La Corte di Cassazione, seconda sezione penale, con sentenza n. 14987 del 13 maggio 2020 ha affermato che, in tema di revisione, la sopravvenuta procedibilità a querela del reato di appropriazione indebita per effetto del d. lgs. n. 36 del 2018 non costituisce prova nuova ai sensi dell’art. 630, comma 1, lett. c), cod. proc. pen. nel caso in cui la modifica normativa sia intervenuta successivamente al passaggio in giudicato della sentenza della quale si chiede la revisione.
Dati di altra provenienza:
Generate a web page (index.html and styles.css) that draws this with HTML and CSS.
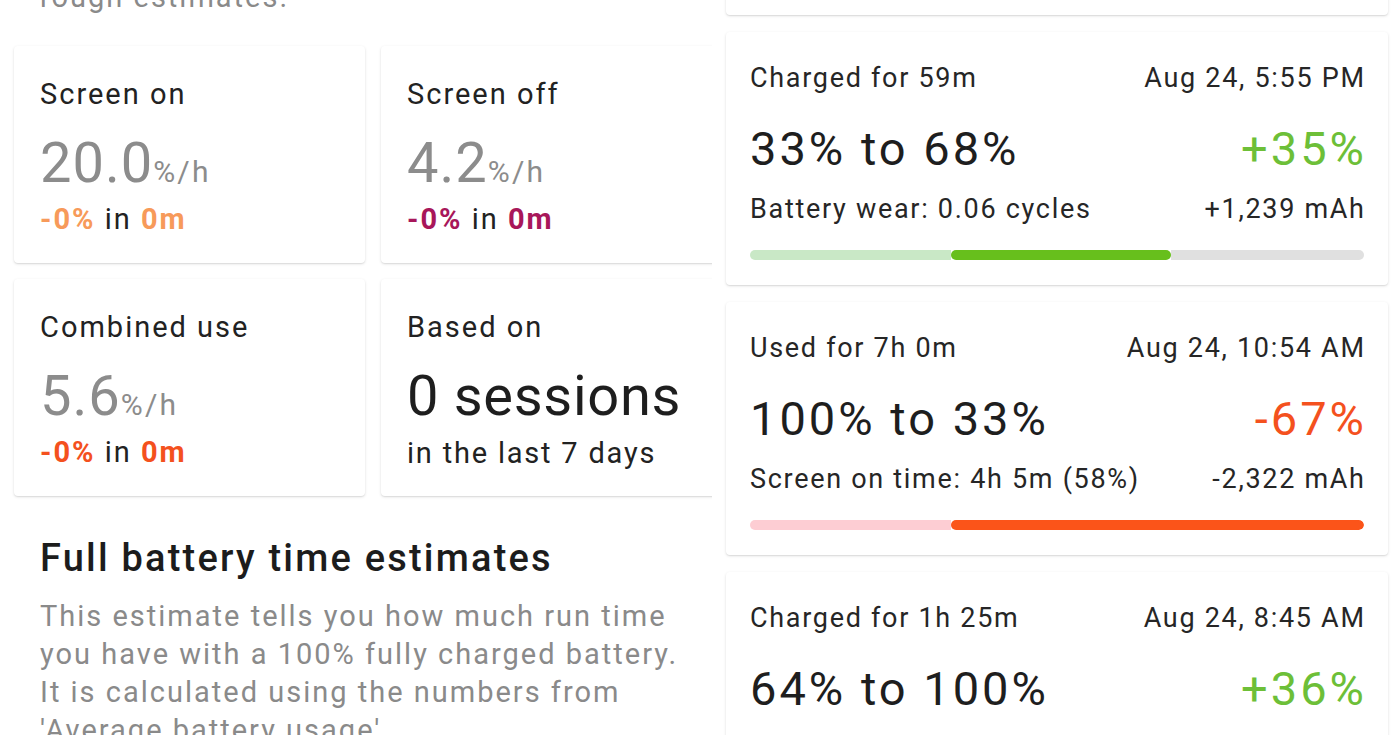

I Giudici di legittimità, ritengono che “deve ritenersi, in assenza di una norma transitoria del d.lgs. n. 36/2018 che abbia regolato situazioni come quella qui in esame, che l’intervenuto mutamento della condizione di procedibilità del reato non può certo assimilarsi al concetto di “nuova prova” rilevante ex art. 630, comma 1, lett. c), cod. proc. pen. ai fini di una richiesta di revisione di sentenza la cui irrevocabilità sia intervenuta prima dell’intervenuta modifica normativa”
E conclude “in considerazione della natura mista (sostanziale e processuale) dell’istituto della querela, deve applicarsi il disposto dell’art. 2, comma 4, cod. pen., secondo il quale «se la legge del tempo in cui fu commesso il reato e le posteriori sono diverse, si applica quella le cui disposizioni sono più favorevoli al reo … » tenendo però conto del fatto che nel caso in esame opera l’insuperabile sbarramento contenuto nell’ulteriore inciso della medesima norma «salvo che sia stata pronunciata sentenza irrevocabile».”